There seems to be a special, distinct spiritual atmosphere here that I would have never imagined I’d find in the middle of rural Arkansas. While at Subiaco, I have learned countless valuable life lessons from many different monks. I’ve felt impacted by the humble lifestyle the monks experience in their daily service to God and to others both within their community and beyond. Having the opportunity to live beside and learn from the Christlike example of the Benedictine monks at Subiaco is truly a blessing and inspiration as to how my faith in God can continue to deepen. 

With the academy being one of the abbey’s primary apostolates, the students and monks benefit greatly from each other. An example of this is the rugged cross-country course in the nearby abbey ridges. Under the leadership of our cross-country coach Brother Raban, we run a course winding its way up and down the steep hills of the ridges called “The Rule.” The most challenging steep incline of the course is appropriately named “Chapter 7,” which is the chapter in the Rule of St. Benedict that is long and about humility. From running “The Rule” I feel that I have strengthened my faith by learning about different aspects of the Rule of St. Benedict and learning to push through and trust God even when I want to quit or am doubting myself.

Looking back, my faith journey through this relatively short life I’ve lived so far could be compared to the steep rises and falls of that Subiaco cross-country course through the ridges. There have been times when my relationship with God felt non-existent or extremely one-sided.

During these times, I struggled to have faith in God, and I deeply questioned what God wanted from me. Thankfully, over time I found that to end this unpleasant rollercoaster I was experiencing of ups and downs in my faith, I needed to start completely trusting in God’s beautiful plan and stop basing my faith in God merely off of what logically makes sense to me, like the example of “doubting” Thomas. 
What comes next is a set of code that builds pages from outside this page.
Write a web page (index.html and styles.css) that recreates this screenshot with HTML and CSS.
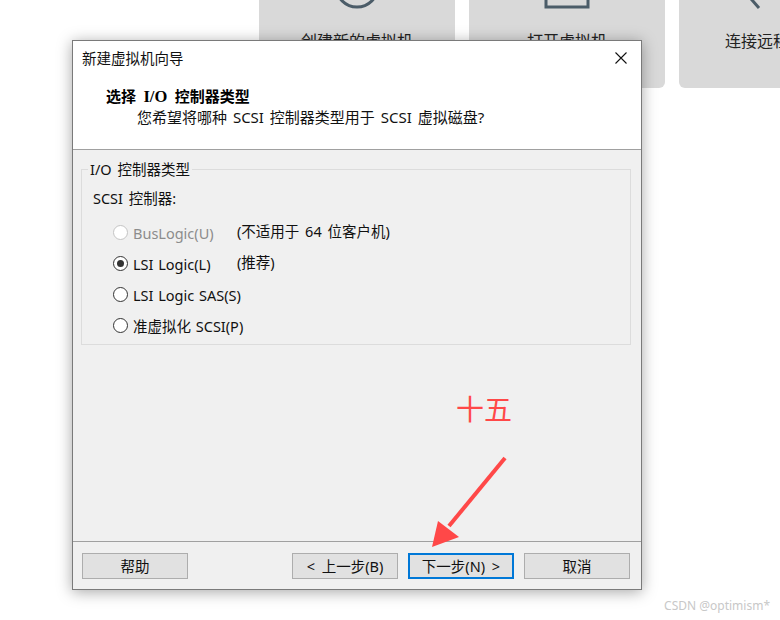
FILE: index.html
```html
<!DOCTYPE html>
<html lang="zh-CN">
<head>
<meta charset="utf-8">
<title>新建虚拟机向导</title>
<link rel="stylesheet" href="styles.css">
</head>
<body>
<div class="home">
  <div class="tile">
    <svg class="tile-icon" width="48" height="48" viewBox="0 0 48 48"><circle cx="24" cy="24" r="21" fill="none" stroke="#4b5c68" stroke-width="3"/></svg>
    <span class="tile-label">创建新的虚拟机</span>
  </div>
  <div class="tile">
    <svg class="tile-icon" width="48" height="48" viewBox="0 0 48 48"><rect x="3" y="3" width="42" height="42" fill="none" stroke="#4b5c68" stroke-width="3"/></svg>
    <span class="tile-label">打开虚拟机</span>
  </div>
  <div class="tile">
    <svg class="tile-icon" width="48" height="48" viewBox="0 0 48 48"><path d="M-8 30 L6 46" fill="none" stroke="#4b5c68" stroke-width="3"/></svg>
    <span class="tile-label">连接远程</span>
  </div>
</div>

<div class="dialog">
  <div class="titlebar">
    <span class="title">新建虚拟机向导</span>
    <svg class="close" width="12" height="12" viewBox="0 0 12 12"><path d="M0.5 0.5 L11.5 11.5 M11.5 0.5 L0.5 11.5" stroke="#111" stroke-width="1.1" fill="none"/></svg>
  </div>
  <div class="header">
    <div class="heading">选择 <span class="serif">I/O</span> 控制器类型</div>
    <div class="subtitle">您希望将哪种 SCSI 控制器类型用于 SCSI 虚拟磁盘?</div>
  </div>
  <div class="body">
    <fieldset class="group">
      <legend>I/O 控制器类型</legend>
      <div class="group-inner">
        <div class="caption">SCSI 控制器:</div>
        <div class="option disabled">
          <span class="radio"></span>
          <span class="opt-label">BusLogic(U)</span>
          <span class="opt-note">(不适用于 64 位客户机)</span>
        </div>
        <div class="option">
          <span class="radio checked"></span>
          <span class="opt-label">LSI Logic(L)</span>
          <span class="opt-note">(推荐)</span>
        </div>
        <div class="option">
          <span class="radio"></span>
          <span class="opt-label">LSI Logic SAS(S)</span>
        </div>
        <div class="option">
          <span class="radio"></span>
          <span class="opt-label">准虚拟化 SCSI(P)</span>
        </div>
      </div>
    </fieldset>
  </div>
  <div class="footer">
    <button class="btn">帮助</button>
    <span class="spacer"></span>
    <button class="btn">&lt; 上一步(B)</button>
    <button class="btn focused">下一步(N) &gt;</button>
    <button class="btn">取消</button>
  </div>
</div>

<div class="annotation">十五</div>
<svg class="arrow" width="90" height="100" viewBox="0 0 90 100">
  <path d="M80 8 L24 76" stroke="#ff4848" stroke-width="4" fill="none" stroke-linecap="butt"/>
  <path d="M7 97 L13 71 L34 87 Z" fill="#ff4848"/>
</svg>

<div class="watermark">CSDN @optimism*</div>
</body>
</html>
```

FILE: styles.css
```css
* { box-sizing: border-box; }

html, body {
  margin: 0;
  padding: 0;
}

body {
  width: 780px;
  height: 620px;
  overflow: hidden;
  background: #ffffff;
  position: relative;
  font-family: "Noto Sans", "Noto Sans CJK SC", sans-serif;
  color: #000;
}

/* background home tiles */
.home {
  display: flex;
  gap: 14px;
  margin-top: -110px;
  margin-left: 259px;
}

.tile {
  flex: 0 0 196px;
  height: 198px;
  background: #d9d9d9;
  border-radius: 6px;
  display: flex;
  flex-direction: column;
  align-items: center;
  justify-content: flex-end;
  padding-bottom: 38px;
}

.tile-icon {
  display: block;
  margin-bottom: 20px;
  overflow: visible;
}

.tile-label {
  font-family: "Noto Sans CJK SC", sans-serif;
  font-size: 16px;
  line-height: 20px;
  color: #222;
  white-space: nowrap;
}

.tile:last-child .tile-label {
  align-self: flex-start;
  margin-left: 46px;
}

/* dialog window */
.dialog {
  position: absolute;
  left: 72px;
  top: 40px;
  width: 570px;
  height: 550px;
  border: 1px solid #7a7a7a;
  background: #f0f0f0;
  box-shadow: 0 2px 14px rgba(0, 0, 0, 0.35);
  display: flex;
  flex-direction: column;
  font-family: "Noto Sans", "Noto Sans CJK SC", sans-serif;
  font-size: 14.5px;
}

.titlebar {
  height: 34px;
  background: #fff;
  display: flex;
  align-items: center;
  justify-content: space-between;
  padding: 0 14px 0 9px;
}

.title {
  font-family: "Noto Sans CJK SC", sans-serif;
  font-size: 14.5px;
  line-height: 20px;
  color: #111;
}

.close {
  display: block;
}

.header {
  height: 75px;
  background: #fff;
  border-bottom: 1px solid #a0a0a0;
  padding-top: 10px;
}

.heading {
  margin-left: 33px;
  font-family: "Noto Sans CJK SC", sans-serif;
  font-weight: 700;
  font-size: 15px;
  line-height: 21px;
  word-spacing: 4px;
}

.serif {
  font-family: "Liberation Serif", serif;
  font-size: 16.5px;
}

.subtitle {
  margin-left: 64px;
  font-size: 15px;
  line-height: 21px;
  word-spacing: 2px;
  color: #111;
}

.body {
  flex: 1;
  padding: 9px 10px 0 8px;
}

.group {
  margin: 0;
  border: 1px solid #dcdcdc;
  padding: 0 8px 3px 6px;
  min-width: 0;
}

.group legend {
  padding: 0 2px;
  font-size: 14.5px;
  line-height: 20px;
  word-spacing: 2px;
  color: #111;
}

.group-inner {
  padding-top: 9px;
}

.caption {
  margin-left: 5px;
  line-height: 20px;
  margin-bottom: 9px;
  word-spacing: 2px;
  color: #111;
}

.option {
  display: flex;
  align-items: center;
  height: 31px;
  padding-left: 25px;
  color: #111;
}

.radio {
  flex: 0 0 15px;
  width: 15px;
  height: 15px;
  border: 1px solid #333;
  border-radius: 50%;
  background: #fff;
  margin-right: 5px;
  display: flex;
  align-items: center;
  justify-content: center;
}

.radio.checked::after {
  content: "";
  width: 7px;
  height: 7px;
  border-radius: 50%;
  background: #333;
}

.opt-label {
  width: 104px;
  white-space: nowrap;
  word-spacing: 1px;
}

.opt-note {
  white-space: nowrap;
  margin-top: -4px;
  word-spacing: 2px;
}

.option.disabled {
  color: #8c8c8c;
}

.option.disabled .radio {
  border-color: #c4c4c4;
}

.option.disabled .opt-note {
  color: #111;
}

.footer {
  height: 48px;
  border-top: 1px solid #a0a0a0;
  display: flex;
  align-items: flex-start;
  padding: 11px 11px 0 9px;
  gap: 10px;
}

.spacer {
  flex: 1;
}

.btn {
  width: 106px;
  height: 26px;
  background: #e1e1e1;
  border: 1px solid #adadad;
  font-family: "Noto Sans", "Noto Sans CJK SC", sans-serif;
  font-size: 14.5px;
  line-height: 22px;
  word-spacing: 3px;
  color: #111;
  padding: 0;
}

.btn.focused {
  border: 2px solid #0078d7;
  line-height: 20px;
}

/* annotation overlay */
.annotation {
  position: absolute;
  left: 456px;
  top: 391px;
  font-family: "Noto Sans CJK SC", sans-serif;
  font-size: 28px;
  line-height: 34px;
  color: #ff4848;
}

.arrow {
  position: absolute;
  left: 425px;
  top: 450px;
}

.watermark {
  position: absolute;
  right: 10px;
  bottom: 6px;
  font-family: "Noto Sans", sans-serif;
  font-size: 12px;
  line-height: 16px;
  color: #c8c8c8;
}
```
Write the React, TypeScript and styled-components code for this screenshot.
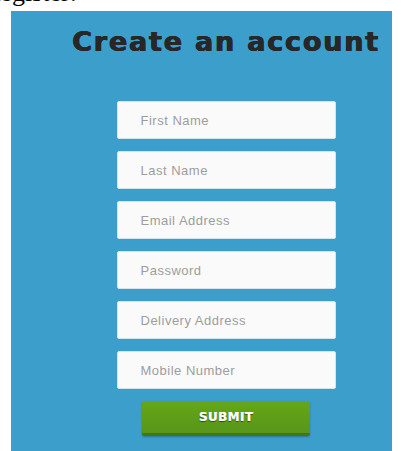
import React from "react";
import styled, { createGlobalStyle } from "styled-components";

const GlobalStyle = createGlobalStyle`
  html, body {
    margin: 0;
    padding: 0;
    background: #ffffff;
  }
`;

const Page = styled.div`
  width: 401px;
  height: 451px;
  overflow: hidden;
`;

// strip of the text line above the form, mostly scrolled out of view
const Lead = styled.div`
  height: 11px;
  overflow: hidden;
`;

const LeadText = styled.p`
  margin: -22px 0 0 -17px;
  font-family: "Liberation Serif", serif;
  font-size: 26px;
  line-height: 30px;
  color: #000;
  white-space: nowrap;
`;

const Panel = styled.section`
  margin-left: 11px;
  width: 381px;
  height: 440px;
  background: #3c9ecb;
  box-sizing: border-box;
  padding: 13px 11px 0 60px;
  display: flex;
  flex-direction: column;
  align-items: center;
`;

const Title = styled.h1`
  margin: 0 0 41px;
  font-family: "DejaVu Sans", sans-serif;
  font-weight: 800;
  font-size: 27px;
  line-height: 36px;
  letter-spacing: 1.8px;
  color: #272727;
  text-shadow: 0.6px 0 0 #272727, -0.4px 0 0 #272727;
  white-space: nowrap;
`;

const Form = styled.form`
  display: flex;
  flex-direction: column;
  align-items: center;
  gap: 12px;
`;

const Field = styled.input`
  width: 219px;
  height: 38px;
  box-sizing: border-box;
  padding: 0 0 0 23px;
  border: 1px solid #d5e3ea;
  border-radius: 2px;
  background: #fafafa;
  font-family: "Liberation Sans", Arial, sans-serif;
  font-size: 13px;
  letter-spacing: 0.5px;
  color: #555;
  outline: none;

  &::placeholder {
    color: #9d9d9d;
  }
`;

const Submit = styled.button`
  width: 168px;
  height: 35px;
  border: none;
  border-bottom: 3px solid #3f7a10;
  border-radius: 2px;
  background: linear-gradient(#66a617, #57961a);
  color: #ffffff;
  font-family: "DejaVu Sans", sans-serif;
  font-weight: 800;
  font-size: 12px;
  letter-spacing: 0.4px;
  text-shadow: 0 1px 1px rgba(0, 0, 0, 0.5), 0.4px 0 0 #fff;
  box-shadow: 0 1px 2px rgba(0, 0, 0, 0.25);
  cursor: pointer;
`;

const fields = [
  "First Name",
  "Last Name",
  "Email Address",
  "Password",
  "Delivery Address",
  "Mobile Number",
];

export default function App() {
  return (
    <Page>
      <GlobalStyle />
      <Lead>
        <LeadText>Register:</LeadText>
      </Lead>
      <Panel>
        <Title>Create an account</Title>
        <Form onSubmit={(e) => e.preventDefault()}>
          {fields.map((f) => (
            <Field
              key={f}
              type={f === "Password" ? "password" : "text"}
              placeholder={f}
            />
          ))}
          <Submit type="submit">SUBMIT</Submit>
        </Form>
      </Panel>
    </Page>
  );
}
God has given me countless reasons to hope and believe in him and his loving presence in our world. It is my responsibility to have faith in God and build a strong relationship with him, inspiring a life of caring for others. Ultimately, “without faith, it is impossible to please God.” (Hebrews 11:6). 

Anthony Gehrig is a junior at Subiaco Academy. St. Patrick Cathedral in Fort Worth, Texas, is his home parish.